The UK Atomic Energy Authority (UKAEA) – which is responsible for the UK’s national fusion research – has this week welcomed a new Director for its flagship STEP programme.
Paul Methven joins the STEP (Spherical Tokamak for Energy Production) programme from the Submarine Delivery Agency, where he was the Director of Submarine Acquisition, bringing with him a wealth of significant project experience.
STEP is an ambitious programme to accelerate the delivery of sustainable fusion energy through the design and build of the world’s first compact fusion reactor by 2040. With £222 million funding from government agreed in 2019, the first stage of work is to develop a concept design, as well as identifying a site where the plant will be built.
Progress towards STEP’s first concept design is already well underway, with a first whole plant review taking place over the summer.
Paul said: “I’m really looking forward to getting started and meeting the amazing people working across the STEP team and at UKAEA.
“What we’re doing really matters, for the country and indeed for the planet. And it’s a big and difficult challenge, with lots of uncertainty. But both those aspects, the importance of the work and its sheer difficulty, are what also makes it hugely exciting.
“Our task over the next four years is to build on the amazing research and development of the last 50 years at UKAEA and move forward to a concept design for a prototype fusion reactor and establish a well-founded programme that lays the foundations for commercially viable power generation.
“Frankly, who wouldn’t want to be a part of that?
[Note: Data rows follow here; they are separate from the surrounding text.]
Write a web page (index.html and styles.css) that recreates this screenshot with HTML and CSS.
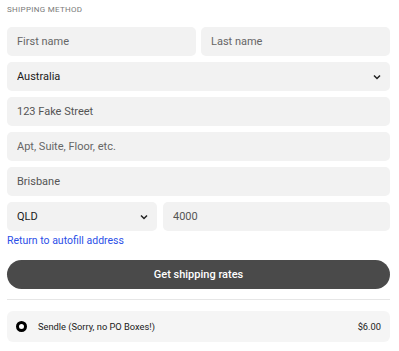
FILE: index.html
```html
<!DOCTYPE html>
<html lang="en">
<head>
    <meta charset="UTF-8">
    <meta name="viewport" content="width=device-width, initial-scale=1.0">
    <title>Shipping Method</title>
    <link rel="stylesheet" href="styles.css">
</head>
<body>
    <div class="container">
        <h2 class="section-title">Shipping method</h2>
        <form class="address-form">
            <div class="row two">
                <input class="field" type="text" placeholder="First name">
                <input class="field" type="text" placeholder="Last name">
            </div>
            <div class="select-wrap">
                <select class="field select">
                    <option>Australia</option>
                </select>
                <svg class="chevron" width="8" height="6" viewBox="0 0 8 6"><path d="M1 1.5 L4 4.5 L7 1.5" fill="none" stroke="#222" stroke-width="1.5"/></svg>
            </div>
            <input class="field value" type="text" value="123 Fake Street">
            <input class="field" type="text" placeholder="Apt, Suite, Floor, etc.">
            <input class="field value" type="text" value="Brisbane">
            <div class="row state">
                <div class="select-wrap">
                    <select class="field select">
                        <option>QLD</option>
                    </select>
                    <svg class="chevron" width="8" height="6" viewBox="0 0 8 6"><path d="M1 1.5 L4 4.5 L7 1.5" fill="none" stroke="#222" stroke-width="1.5"/></svg>
                </div>
                <input class="field value" type="text" value="4000">
            </div>
        </form>
        <a class="autofill-link" href="#">Return to autofill address</a>
        <button class="rates-btn" type="button">Get shipping rates</button>
        <hr class="divider">
        <label class="rate-option">
            <span class="radio"></span>
            <span class="rate-name">Sendle (Sorry, no PO Boxes!)</span>
            <span class="rate-price">$6.00</span>
        </label>
    </div>
</body>
</html>
```

FILE: styles.css
```css
body {
    margin: 0;
    font-family: Roboto, "Noto Sans", sans-serif;
    background: white;
    color: #1a1a1a;
}
.container {
    width: 383px;
    padding-left: 7px;
}
.section-title {
    margin: 0 0 7px;
    font-size: 8px;
    line-height: 20px;
    font-weight: 400;
    text-transform: uppercase;
    letter-spacing: 0.3px;
    color: #7a7a7a;
}
.address-form {
    display: flex;
    flex-direction: column;
    gap: 6px;
}
.row {
    display: grid;
    gap: 5px;
}
.row.two {
    grid-template-columns: 1fr 1fr;
}
.row.state {
    grid-template-columns: 150px 1fr;
    gap: 6px;
}
.field {
    width: 100%;
    height: 29px;
    box-sizing: border-box;
    border: none;
    border-radius: 5px;
    background: #f2f2f2;
    padding: 0 10px;
    font-family: inherit;
    font-size: 11px;
    color: #1a1a1a;
    outline: none;
}
.field::placeholder {
    color: #666;
}
.field.value {
    color: #555;
}
.select-wrap {
    position: relative;
}
.select {
    appearance: none;
    -webkit-appearance: none;
    display: block;
}
.chevron {
    position: absolute;
    right: 9px;
    top: 12px;
}
.autofill-link {
    display: block;
    margin-top: 3px;
    font-size: 10.5px;
    line-height: 14px;
    color: #2c4fe8;
    text-decoration: none;
}
.rates-btn {
    display: block;
    width: 100%;
    height: 29px;
    margin-top: 12px;
    border: none;
    border-radius: 15px;
    background: #4a4a4a;
    color: white;
    font-family: inherit;
    font-size: 11px;
    font-weight: 500;
}
.divider {
    margin: 10px 0 0;
    border: none;
    border-top: 1px solid #e6e6e6;
}
.rate-option {
    display: flex;
    align-items: center;
    height: 31px;
    margin-top: 11px;
    padding: 0 9px 0 9px;
    border-radius: 6px;
    background: #f5f5f5;
    font-size: 9.3px;
    color: #1a1a1a;
}
.radio {
    width: 5px;
    height: 5px;
    border: 3.5px solid #000;
    border-radius: 50%;
    background: white;
}
.rate-name {
    margin-left: 11px;
    flex: 1;
}
```
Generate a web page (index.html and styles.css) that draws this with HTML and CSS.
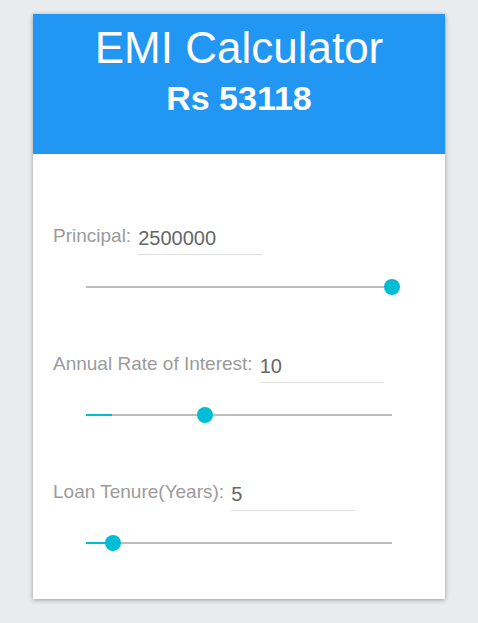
FILE: index.html
```html
<!DOCTYPE html>
<html lang="en">
<head>
<meta charset="utf-8">
<title>EMI Calculator</title>
<link rel="stylesheet" href="styles.css">
</head>
<body>
  <div class="card">
    <header class="card-header">
      <h1 class="title">EMI Calculator</h1>
      <div class="emi">Rs 53118</div>
    </header>
    <div class="card-body">
      <div class="group">
        <div class="field">
          <span class="label">Principal:</span>
          <span class="value">2500000</span>
        </div>
        <div class="slider">
          <div class="track">
            <div class="fill" style="width:0px"></div>
          </div>
          <div class="thumb" style="left:306px"></div>
        </div>
      </div>
      <div class="group">
        <div class="field">
          <span class="label">Annual Rate of Interest:</span>
          <span class="value">10</span>
        </div>
        <div class="slider">
          <div class="track">
            <div class="fill" style="width:26px"></div>
          </div>
          <div class="thumb" style="left:119px"></div>
        </div>
      </div>
      <div class="group">
        <div class="field">
          <span class="label">Loan Tenure(Years):</span>
          <span class="value">5</span>
        </div>
        <div class="slider">
          <div class="track">
            <div class="fill" style="width:27px"></div>
          </div>
          <div class="thumb" style="left:27px"></div>
        </div>
      </div>
    </div>
  </div>
</body>
</html>
```

FILE: styles.css
```css
html, body {
  margin: 0;
  padding: 0;
}

body {
  background: #e9ecef;
  font-family: "Liberation Sans", Arial, sans-serif;
  padding: 14px 33px 24px;
}

.card {
  background: #ffffff;
  box-shadow: 0 1px 6px rgba(0, 0, 0, 0.12), 0 1px 4px rgba(0, 0, 0, 0.24);
}

.card-header {
  background: #2196f3;
  color: #ffffff;
  height: 140px;
  box-sizing: border-box;
  padding-top: 9px;
  text-align: center;
}

.title {
  margin: 0;
  font-size: 44px;
  line-height: 50px;
  font-weight: 400;
}

.emi {
  margin-top: 5px;
  font-size: 34px;
  line-height: 40px;
  font-weight: 700;
}

.card-body {
  padding: 70px 20px 48px;
}

.group + .group {
  margin-top: 57px;
}

.field {
  display: flex;
  align-items: flex-end;
}

.label {
  font-size: 19px;
  line-height: 24px;
  color: #9b9b9b;
  margin-right: 7px;
  margin-bottom: 7px;
  white-space: nowrap;
}

.value {
  width: 124px;
  font-size: 20px;
  line-height: 24px;
  color: #666666;
  padding-bottom: 4px;
  border-bottom: 1px solid #e0e0e0;
}

.slider {
  position: relative;
  height: 16px;
  margin: 24px 33px 0;
}

.track {
  position: absolute;
  left: 0;
  right: 0;
  top: 7px;
  height: 2px;
  background: #bdbdbd;
}

.fill {
  height: 100%;
  background: #00bcd4;
}

.thumb {
  position: absolute;
  top: 0;
  width: 16px;
  height: 16px;
  margin-left: -8px;
  border-radius: 50%;
  background: #00bcd4;
}
```
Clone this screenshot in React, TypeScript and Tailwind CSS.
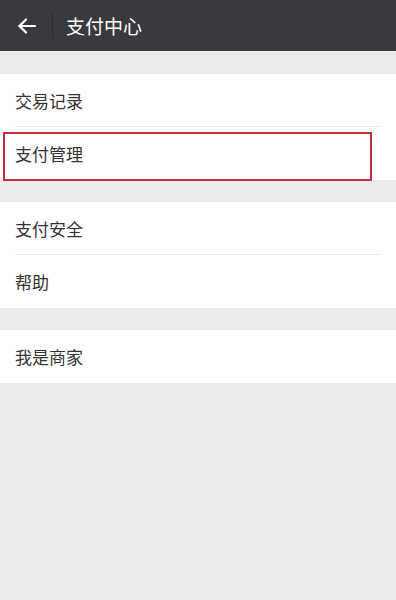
import React from "react";

const font = { fontFamily: '"Noto Sans CJK SC", "Noto Sans", sans-serif' };

function Row({ label, divider }: { label: string; divider?: boolean }) {
  return (
    <div className="relative h-[53px] flex items-center pl-[15px] bg-white">
      <span className="text-[17px] leading-none text-[#333333]">{label}</span>
      {divider && <div className="absolute left-[15px] right-[16px] bottom-0 h-px bg-[#e8e8e8]" />}
    </div>
  );
}

export default function App() {
  return (
    <div className="relative w-[396px] min-h-[600px] bg-[#ebebeb]" style={font}>
      {/* Top bar */}
      <div className="h-[51px] bg-[#393a3e] flex items-center">
        <div className="w-[52px] flex justify-center pl-[1px]">
          <svg width="20" height="18" viewBox="0 0 20 18" fill="none" stroke="#ffffff" strokeWidth="2.2" strokeLinecap="round" strokeLinejoin="round">
            <path d="M18 9H2.5" />
            <path d="M9 2.5L2.5 9L9 15.5" />
          </svg>
        </div>
        <div className="w-px h-[26px] bg-[#2c2d30]" />
        <span className="ml-[13px] text-[19px] text-white leading-none">支付中心</span>
      </div>

      <div className="h-[23px]" />
      <Row label="交易记录" divider />
      <Row label="支付管理" />

      <div className="h-[22px]" />
      <Row label="支付安全" divider />
      <Row label="帮助" />

      <div className="h-[22px]" />
      <Row label="我是商家" />

      {/* annotation highlight */}
      <div className="absolute left-[3px] top-[132px] w-[369px] h-[49px] border-2 border-[#c3303a]" />
    </div>
  );
}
I’m excited to get started.”
UKAEA CEO Professor Ian Chapman, said: “STEP is about moving from research and development to delivering fusion power and I’m delighted that Paul is joining the team, moving into the fusion industry from a long and distinguished career in the Royal Navy.
“He has the drive and determination to ensure STEP reaches its short-term goals and enable the team to go on to design and build our prototype reactor in the UK by 2040, making a significant contribution to the UK’s long-term plans to decarbonise the economy.”